* **Exercise instructions**: Write out the data again exactly, skipping every picture.

** Begin Data block **

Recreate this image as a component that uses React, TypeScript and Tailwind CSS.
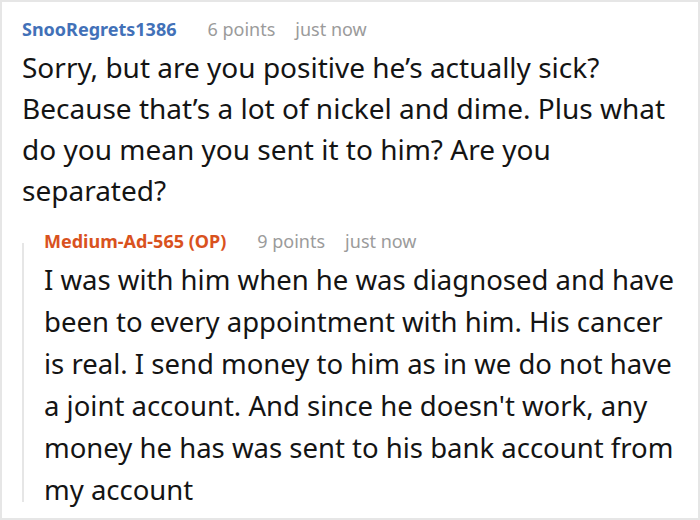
export default function App() {
  return (
    <div
      className="w-[700px] h-[520px] bg-white border-2 border-[#e6e6e6] overflow-hidden pl-[20px] pr-[14px] pt-[15px]"
      style={{ fontFamily: '"Noto Sans", "Open Sans", sans-serif' }}
    >
      {/* parent comment */}
      <div className="flex items-baseline text-[18px] leading-[24px]">
        <span className="font-bold text-[#4271b8]">SnooRegrets1386</span>
        <span className="ml-[31px] text-[#9b9b9b]">6 points</span>
        <span className="ml-[20px] text-[#9b9b9b]">just now</span>
      </div>
      <p className="mt-[6px] text-[28px] leading-[41px] text-[#141414]">
        Sorry, but are you positive he’s actually sick? Because that’s a lot of nickel and dime. Plus what
        do you mean you sent it to him? Are you separated?
      </p>

      {/* reply */}
      <div className="mt-[18px] flex">
        <div className="w-[2px] shrink-0 mt-[14px] mb-[9px] bg-[#e6e6e6]" />
        <div className="pl-[20px] min-w-0 flex-1">
          <div className="flex items-baseline text-[18px] leading-[24px]">
            <span className="font-bold text-[#d9521e]">Medium-Ad-565 (OP)</span>
            <span className="ml-[31px] text-[#9b9b9b]">9 points</span>
            <span className="ml-[20px] text-[#9b9b9b]">just now</span>
          </div>
          <p className="mt-[6px] text-[27.5px] leading-[42px] text-[#141414]">
            I was with him when he was diagnosed and have been to every appointment with him. His cancer
            is real. I send money to him as in we do not have a joint account. And since he doesn't work,
            any money he has was sent to his bank account from my account
          </p>
        </div>
      </div>
    </div>
  );
}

** End Data block **

* **Task result**:
Recreate this image as a component that uses React, TypeScript and Tailwind CSS.
export default function App() {
  return (
    <div
      className="w-[700px] h-[520px] bg-white border-2 border-[#e6e6e6] overflow-hidden pl-[20px] pr-[14px] pt-[15px]"
      style={{ fontFamily: '"Noto Sans", "Open Sans", sans-serif' }}
    >
      {/* parent comment */}
      <div className="flex items-baseline text-[18px] leading-[24px]">
        <span className="font-bold text-[#4271b8]">SnooRegrets1386</span>
        <span className="ml-[31px] text-[#9b9b9b]">6 points</span>
        <span className="ml-[20px] text-[#9b9b9b]">just now</span>
      </div>
      <p className="mt-[6px] text-[28px] leading-[41px] text-[#141414]">
        Sorry, but are you positive he’s actually sick? Because that’s a lot of nickel and dime. Plus what
        do you mean you sent it to him? Are you separated?
      </p>

      {/* reply */}
      <div className="mt-[18px] flex">
        <div className="w-[2px] shrink-0 mt-[14px] mb-[9px] bg-[#e6e6e6]" />
        <div className="pl-[20px] min-w-0 flex-1">
          <div className="flex items-baseline text-[18px] leading-[24px]">
            <span className="font-bold text-[#d9521e]">Medium-Ad-565 (OP)</span>
            <span className="ml-[31px] text-[#9b9b9b]">9 points</span>
            <span className="ml-[20px] text-[#9b9b9b]">just now</span>
          </div>
          <p className="mt-[6px] text-[27.5px] leading-[42px] text-[#141414]">
            I was with him when he was diagnosed and have been to every appointment with him. His cancer
            is real. I send money to him as in we do not have a joint account. And since he doesn't work,
            any money he has was sent to his bank account from my account
          </p>
        </div>
      </div>
    </div>
  );
}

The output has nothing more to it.